Creative Sustenance
Sustenance
sus·te·nance
Etymology: Middle English, from Anglo-French, from sustenir
1 a : means of support, maintenance, or subsistence : living : food, provisions; also : nourishment;
2 a : the act of sustaining : the state of being sustained b : a supplying or being supplied with the necessaries of life;
3 : something that gives support, endurance, or strength
(Source: Merriam-Webster's Dictionary)
My appetite goes down in summer. Not just my appetite for food, diminshed because of the heat. Heck, I could lose a few pounds anyway. No, I mean my appetite for creating. Frankly, summer is a struggle. Not just against the oppressive heat or the news of the world which is getting more and more depressing. Nope, the struggle here is against myself. This is the time of year when I always think I should have more time and energy for creating and moving forward with my work. And yet there is a reason they must call these the "lazy days of summer." I struggle to move forward, to keep myself motivated, to believe that I actually can complete my current project.
I have been working on this documentary, Avenue of Aspirations, for quite some time now. The idea for this film came to me in 1998, just a few months after I completed my masters degree in film and video. I put it on the back burner for a few years while I got involved with helping another documentary filmmaker, Leon Gerskovic, with his documentary Crucible of War. I helped Leon produce his film in exchange for him helping me shoot mine. We began production on my film in 2000, even while I continued to work on the other film through 2004. Since then, my film has progressed in stops and starts. While weekend shoots and late evening edits come with the territory for someone who works fulltime, the biggest obstacle has not been time or even the modest budget of the film. It certainly isn't access; I live within 30 minutes of the subject of my film -- a street in Washington DC. Nope, the biggest obstacle has been me.
Yup, I admit it. For every time I can get myself energized to pull a long-nighter or spend most of a weekend working, I have had as many times when I just stand still -- thinking, thinking, thinking when I really should be doing, doing, doing. Or finding new and improved ways to distract myself from the goal. During the rest of the year, I can usually justify these distractions -- work is busy, my work with various film organizations is busy, one or another holiday commitment keeps me busy, I'm traveling/spring cleaning/seeing family/organizing a birthday party for a friend, winter is slump season, etc. etc. But now I have very little in the way of excuses. My film organization work is on a temporary break. Many of my friends are out of town. Stuff at the office is under control. Even my dog is happy to make do with short walks these days since he's not a big fan of the heat. So what's stopping me? Just good ole me, that's all.

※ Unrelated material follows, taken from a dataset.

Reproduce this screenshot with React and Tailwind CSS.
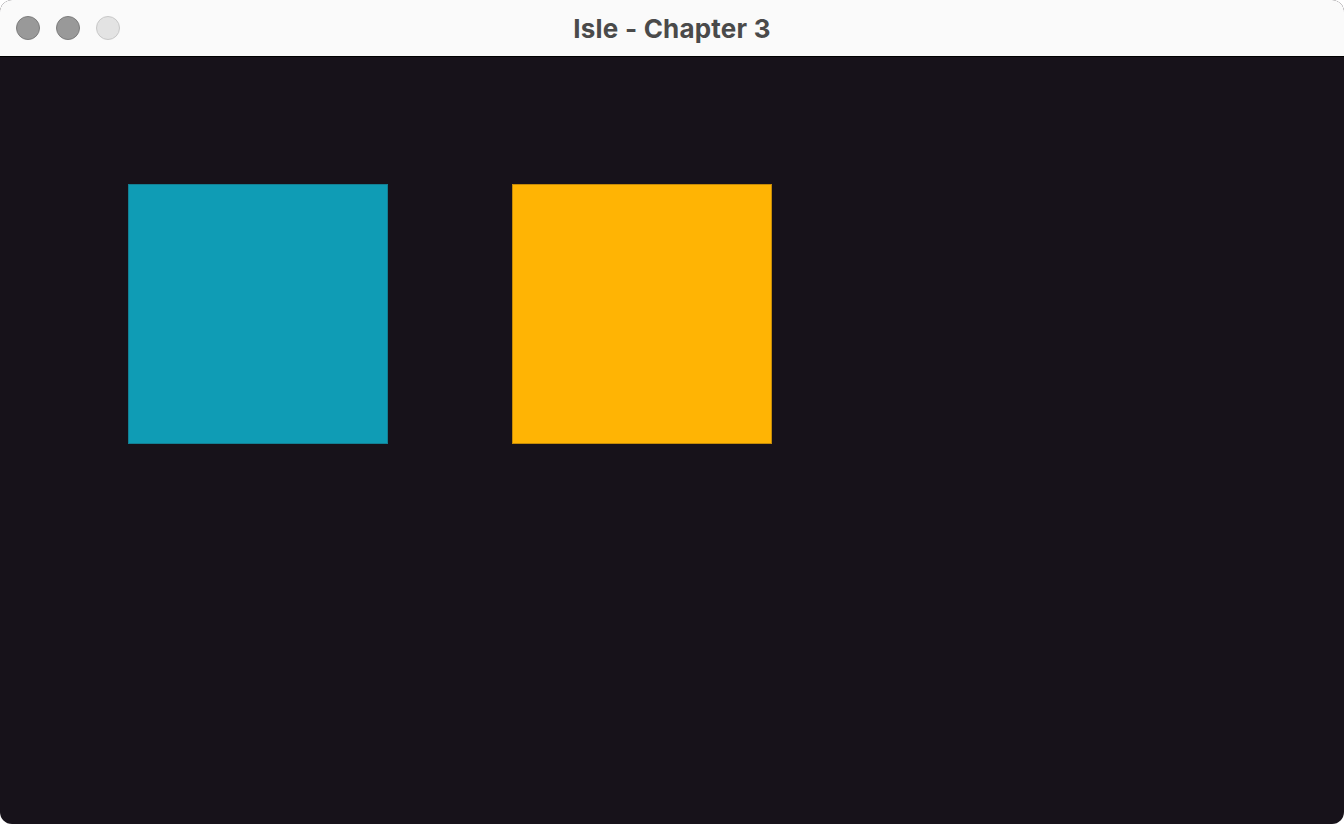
export default function App() {
  return (
    <div className="w-[1344px] h-[824px] bg-white">
      <div className="flex h-full flex-col overflow-hidden rounded-[12px] bg-[#17121a]">
        <div className="relative flex h-[57px] shrink-0 items-center justify-center border-b border-black bg-[#fafafa]">
          <div className="absolute left-[16px] top-[16px] flex gap-[16px]">
            <div className="h-[24px] w-[24px] rounded-full border border-[#7d7d7d] bg-[#999999]"></div>
            <div className="h-[24px] w-[24px] rounded-full border border-[#7d7d7d] bg-[#999999]"></div>
            <div className="h-[24px] w-[24px] rounded-full border border-[#c8c8c8] bg-[#e3e3e3]"></div>
          </div>
          <h1 className="font-['Inter','Liberation_Sans',sans-serif] text-[26px] font-bold tracking-[0.2px] text-[#4a4a4a]">
            Isle - Chapter 3
          </h1>
        </div>
        <div className="flex flex-1 gap-[124px] pl-[128px] pt-[127px]">
          <div className="h-[260px] w-[260px] border border-[#137f93] bg-[#0f9cb5]"></div>
          <div className="h-[260px] w-[260px] border border-[#c48a08] bg-[#ffb404]"></div>
        </div>
      </div>
    </div>
  );
}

Well, to be fair to myself, I am actually working on my film. Just very slowly. Not making as much progress as I would like. I have a lot of balls up in the air right now -- people I've contacted as potential interviews, things to film, but summer has also made it difficult to coordinate everyone's schedules -- between subjects and crew. I have made some progress, logging some past footage and finding some archival materials. But it's not the sexy stuff -- the actual getting out there and getting deeper into the story to make what I have even richer and more intricate and to keep myself energized that this has all been worth it. I know every artist goes through these ups and downs. On the logical level, I know that the best art comes out of taking the tedium and routine as part of the process rather than presuming that art can only come from those moments of great inspiration. That is part of the discipline of an artist. But I sure could use a jolt of inspiration before summer is out.
Maybe this would be a good time to ask: What provides you with creative sustenance?